Adanya persaingan dalam pasar bebas yaitu Masyarakat Ekonomi ASEAN (MEA) akan membuat kompetisi dalam lapangan kerja semakin meningkat, jika fresh graduate hanya mengandalkan nilai Indeks Prestasi Kumulatif (IPK) saja tanpa skill leadership yang mumpuni. Persaingan tersebut hanya akan menimbulkan pertambahan jumlah pengangguran di Indonesia karena kalah bersaing dengan tenaga kerja asing. Maka, sudah saatnya mahasiswa mengambil langkah nyata berjuang keras dalam studinya dan berpikir untuk membuka lapangan kerja. Lantas, bagaimana caranya?
Meski tugas utama mahasiswa adalah belajar dengan semangat idealismenya, tetapi realita di luar kampus sangatlah berbeda. Mahasiswa harus berusaha mengasah kecerdasan berkomunikasi, kejelian melihat kesempatan, dan mencoba berpikir menjadi seorang wirausaha, disamping fokus pada studinya. Kenapa wirausaha? Karena untuk menggapai kesuksesan, ijazah bukanlah jaminan, hanya salah satu kunci membuka gerbangnya saja. Masalahnya ratusan ribu orang membawa kunci serupa, dan untuk mengantisipasi kericuhan di antara orang-orang tersebut, sebagian besarnya harus dipukul mundur. Berita baiknya, orang-orang yang dipukul mundur itu berencana untuk tidak bekerja di bawah perintah orang lain. Inilah pengusaha.

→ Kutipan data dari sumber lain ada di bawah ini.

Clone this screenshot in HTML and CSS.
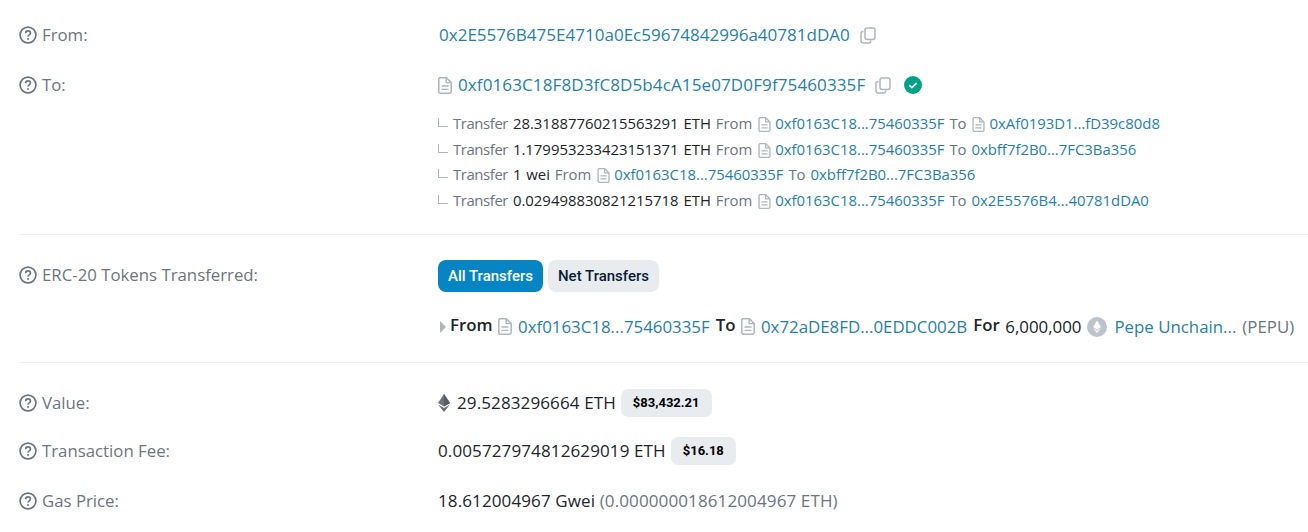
FILE: index.html

```html
<!DOCTYPE html>
<html>
<head>
  <meta charset="UTF-8">
  <title>Transaction Details</title>
  <link rel="stylesheet" href="styles.css">
</head>
<body>

<svg class="defs" width="0" height="0">
  <symbol id="q" viewBox="0 0 18 18">
    <circle cx="9" cy="9" r="7.9" fill="none" stroke="currentColor" stroke-width="1.7"/>
    <path d="M6.6 7.2c0-1.4 1.1-2.3 2.5-2.3s2.4.9 2.4 2.1c0 1.8-2.4 1.9-2.5 3.6" fill="none" stroke="currentColor" stroke-width="1.6"/>
    <circle cx="9" cy="13" r="1" fill="currentColor"/>
  </symbol>
  <symbol id="doc" viewBox="0 0 14 17">
    <path d="M1.8.8h6.6l4.8 4.8v9a1.6 1.6 0 0 1-1.6 1.6H1.8a1.6 1.6 0 0 1-1-1.6V2.4A1.6 1.6 0 0 1 1.8.8z" fill="none" stroke="currentColor" stroke-width="1.5"/>
    <path d="M8.2 1v4.6h4.8M3.5 9h7M3.5 12.4h7" fill="none" stroke="currentColor" stroke-width="1.4"/>
  </symbol>
  <symbol id="copy" viewBox="0 0 16 17">
    <rect x="5" y="1" width="10" height="11.5" rx="2.2" fill="none" stroke="currentColor" stroke-width="1.5"/>
    <path d="M3.4 4.4H3A2.2 2.2 0 0 0 1 6.600V14a2.2 2.2 0 0 0 2 2h5.500a2.200 2.200 0 0 0 2.200-2v-.4" fill="none" stroke="currentColor" stroke-width="1.5"/>
  </symbol>
</svg>

<div class="row row-from">
  <div class="label"><svg class="q"><use href="#q"/></svg>From:</div>
  <div class="value line"><a class="addr-first">0x2E5576B475E4710a0Ec59674842996a40781dDA0</a><svg class="copy"><use href="#copy"/></svg></div>
</div>

<div class="row row-to">
  <div class="label"><svg class="q"><use href="#q"/></svg>To:</div>
  <div class="value">
    <div class="line">
      <svg class="doc"><use href="#doc"/></svg><a class="addr-to">0xf0163C18F8D3fC8D5b4cA15e07D0F9f75460335F</a><svg class="copy"><use href="#copy"/></svg>
      <svg class="check" viewBox="0 0 18 18"><circle cx="9" cy="9" r="9" fill="#00a186"/><path d="M5.4 9.300l2.500 2.300 4.700-4.500" fill="none" stroke="#fff" stroke-width="1.700"/></svg>
    </div>
    <ul class="transfers">
      <li><i class="elbow"></i><span class="muted tr">Transfer</span> 28.31887760215563291 ETH <span class="muted">From</span> <svg class="doc sm"><use href="#doc"/></svg><a>0xf0163C18...75460335F</a> <span class="muted">To</span> <svg class="doc sm"><use href="#doc"/></svg><a>0xAf0193D1...fD39c80d8</a></li>
      <li><i class="elbow"></i><span class="muted tr">Transfer</span> 1.179953233423151371 ETH <span class="muted">From</span> <svg class="doc sm"><use href="#doc"/></svg><a>0xf0163C18...75460335F</a> <span class="muted">To</span> <a>0xbff7f2B0...7FC3Ba356</a></li>
      <li><i class="elbow"></i><span class="muted tr">Transfer</span> 1 wei <span class="muted">From</span> <svg class="doc sm"><use href="#doc"/></svg><a>0xf0163C18...75460335F</a> <span class="muted">To</span> <a>0xbff7f2B0...7FC3Ba356</a></li>
      <li><i class="elbow"></i><span class="muted tr">Transfer</span> 0.029498830821215718 ETH <span class="muted">From</span> <svg class="doc sm"><use href="#doc"/></svg><a>0xf0163C18...75460335F</a> <span class="muted">To</span> <a>0x2E5576B4...40781dDA0</a></li>
    </ul>
  </div>
</div>

<hr>

<div class="row row-tokens">
  <div class="label"><svg class="q"><use href="#q"/></svg>ERC-20 Tokens Transferred:</div>
  <div class="value">
    <div class="tabs"><button class="tab active">All Transfers</button><button class="tab">Net Transfers</button></div>
    <div class="token-line">
      <i class="caret"></i><b>From</b><svg class="doc"><use href="#doc"/></svg><a>0xf0163C18...75460335F</a><b>To</b><svg class="doc"><use href="#doc"/></svg><a>0x72aDE8FD...0EDDC002B</a><b>For</b><span>6,000,000</span>
      <svg class="coin" viewBox="0 0 20 20"><circle cx="10" cy="10" r="10" fill="#bcc3cf"/><path d="M10 3.500l4 6.500-4 2.400L6 10z" fill="#fff"/><path d="M10 13.300l4-2.400-4 5.600-4-5.600z" fill="#eef0f3"/></svg>
      <a>Pepe Unchain...</a><span class="muted">(PEPU)</span>
    </div>
  </div>
</div>

<hr class="hr-tokens">

<div class="row row-value">
  <div class="label"><svg class="q"><use href="#q"/></svg>Value:</div>
  <div class="value line">
    <svg class="eth" viewBox="0 0 12 18"><path d="M6 0l6 9-6 3.500L0 9z" fill="#6c757e"/><path d="M6 0l6 9-6 3.500z" fill="#565d65"/><path d="M0 10.400l6 3.500 6-3.500L6 18z" fill="#6c757e"/></svg>
    <span class="amount">29.5283296664 ETH</span><span class="chip">$83,432.21</span>
  </div>
</div>

<div class="row row-fee">
  <div class="label"><svg class="q"><use href="#q"/></svg>Transaction Fee:</div>
  <div class="value line"><span class="amount">0.005727974812629019 ETH</span><span class="chip">$16.18</span></div>
</div>

<div class="row row-gas">
  <div class="label"><svg class="q"><use href="#q"/></svg>Gas Price:</div>
  <div class="value line"><span class="amount">18.612004967 Gwei <span class="muted">(0.000000018612004967 ETH)</span></span></div>
</div>

</body>
</html>
```

FILE: styles.css

```css
html, body {
  height: 100%;
}
body {
  margin: 0;
  padding: 23px 0 0 19px;
  box-sizing: border-box;
  overflow: hidden;
  background: #fff;
  color: #212529;
  font-family: "Open Sans", "Noto Sans", sans-serif;
  font-size: 17.05px;
  line-height: 24px;
}
.defs { position: absolute; }
a { color: #1f7fae; }
.muted { color: #6c757e; }
.row { display: flex; }
.label {
  width: 419px;
  flex: none;
  display: flex;
  align-items: center;
  height: 24px;
  color: #6c757e;
  font-size: 16.8px;
}
.q {
  width: 18px;
  height: 18px;
  margin-right: 5px;
  color: #6c757e;
}
.line {
  display: flex;
  align-items: center;
  height: 24px;
}
.doc {
  width: 14px;
  height: 17px;
  margin-right: 6px;
  color: #adb5bd;
}
.doc.sm { margin: 0 4px 0 1px; vertical-align: -3px; width: 13px; height: 15px; }
.copy {
  width: 16px;
  height: 17px;
  margin-left: 10px;
  color: #adb5bd;
}
.check { width: 18px; height: 18px; margin-left: 13px; }
.addr-first { margin-left: 1px; }
.addr-to { letter-spacing: 0.1px; }
.row-to { margin-top: 26px; }
.transfers {
  list-style: none;
  margin: 14px 0 0;
  padding: 0;
  font-size: 14.9px;
  line-height: 25.7px;
  word-spacing: 1px;
}
.transfers li { white-space: nowrap; }
.tr { letter-spacing: -0.4px; }
.elbow {
  display: inline-block;
  width: 9px;
  height: 8px;
  margin-right: 5px;
  border-left: 1.500px solid #adb5bd;
  border-bottom: 1.500px solid #adb5bd;
  vertical-align: 2px;
}
hr {
  margin: 20px 0 0;
  border: 0;
  border-top: 1px solid #e9ecef;
}
hr.hr-tokens { margin-top: 23px; }
.row-tokens { margin-top: 25px; }
.row-tokens .label { margin-top: 3px; }
.tabs { display: flex; gap: 5px; }
.tab {
  height: 32px;
  padding: 0 10px;
  border: 0;
  border-radius: 8px;
  background: #e9ecef;
  color: #081d35;
  font-family: Roboto, sans-serif;
  font-size: 15px;
  font-weight: 500;
}
.tab.active { background: #0784c3; color: #fff; }
.token-line {
  display: flex;
  align-items: center;
  height: 24px;
  margin-top: 23px;
  font-size: 16.85px;
  white-space: nowrap;
}
.token-line b { font-weight: 600; color: #212529; margin: 0 5.5px 3px 0; }
.token-line a { margin-right: 6px; }
.token-line span { margin-right: 6px; }
.caret {
  width: 0;
  height: 0;
  margin: 0 4px 0 2px;
  border-left: 6px solid #adb5bd;
  border-top: 6px solid transparent;
  border-bottom: 6px solid transparent;
}
.coin { width: 20px; height: 20px; margin-right: 7px; }
.row-value { margin-top: 28px; }
.row-fee { margin-top: 24px; }
.row-gas { margin-top: 26px; }
.eth { width: 12px; height: 18px; margin-right: 7px; }
.amount { white-space: nowrap; letter-spacing: 0.1px; }
.chip {
  margin-left: 5px;
  padding: 0 12px;
  height: 28px;
  line-height: 28px;
  border-radius: 7px;
  background: #e9ecef;
  color: #000;
  font-family: Roboto, sans-serif;
  font-size: 13px;
  font-weight: 700;
}
```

Beratkah ketika masih kuliah juga menjadi wirausaha? Tentu tidak. Betapa banyak mahasiswa sukses studinya tetap mampu menghasilkan pundi-pundi uang. Beberapa kampus juga telah memfasilitasi mahasiswa untuk berkreasi dan berinovasi dalam dunia kewirausahaan, seperti disediakannya Koperasi Mahasiswa. Meski masih ada fakultas yang tidak memfasilitasi mahasiswanya, namun hal itu bukanlah halangan besar. Karena memang kampus bukanlah tempat berwirausaha melainkan tempat menuntut ilmu, walaupun seharusnya setiap kampus memfasilitasi agar ide kreatif mahasiswa terwadahi.
Mungkin banyak yang bertanya, bagaimana cara membagi waktu dan pikiran untuk wirausaha sedangkan nilai IPK saja kembang-kempis? Jawabannya sederhana, sebagai seorang mahasiswa dewasa yaitu mahasiswa dengan kesadaran penuh untuk bertanggung jawab akan kehidupannya, mulailah berusaha mencari alasan pemaksa terkuat untuk bertindak. Sebuah alasan yang bahkan hanya diri sendiri mengetahuinya. Alasan ketika tidak melakukannya tidak ada konsekuensi apapun, bila melakukannya tidak juga ada apresiasi. Bukan berarti karena alasan wirausaha bisa menoleransi prestasi akademik yang tidak maksimal. Mengejar prestasi akademik adalah tujuan penting kuliah.
Menjadi mahasiswa berprestasi sekaligus wirausaha tidak tergantung pada bakat. Bakat itu bisa dibuat dengan mencoba dan terus berlatih lebih keras. Modal itu ada pada setiap diri manusia. Lihat saja, setiap orang tidak akan bersedia memotong kakinya demi imbalan satu milyar sekalipun. Itulah invenstasi pada diri sendiri yang merupakan modal terbesar manusia.
Kampus telah memberikan awal pengetahuan untuk sukses, setapak lebih maju dengan bekal pengetahuan yang lebih luas. Kita tidak harus mengetahui bahwa kita harus belajar keras, tapi cobalah belajar menyenangi pelajaran. Sekarang keputusan ada di tangan masing-masing dan jangan terlalu lama memikirkannya. Karena menunggu keputusan akan suatu keyakinan bisa membuat kita tidak melakukan apapun, akhirnya hanya akan menghasilkan kesadaran bahwa diri kita sudah terlambat.
Sebagai mahasiswa dewasa, jangan lagi menjadi komentator tetapi jadilah pemain yang membanggakan. Semoga sebagian besar kita tidak mengantri dalam barisan panjang lowongan pekerjaan tapi sebagai pemilik dari berbagai lapangan usaha. Salam wirausaha!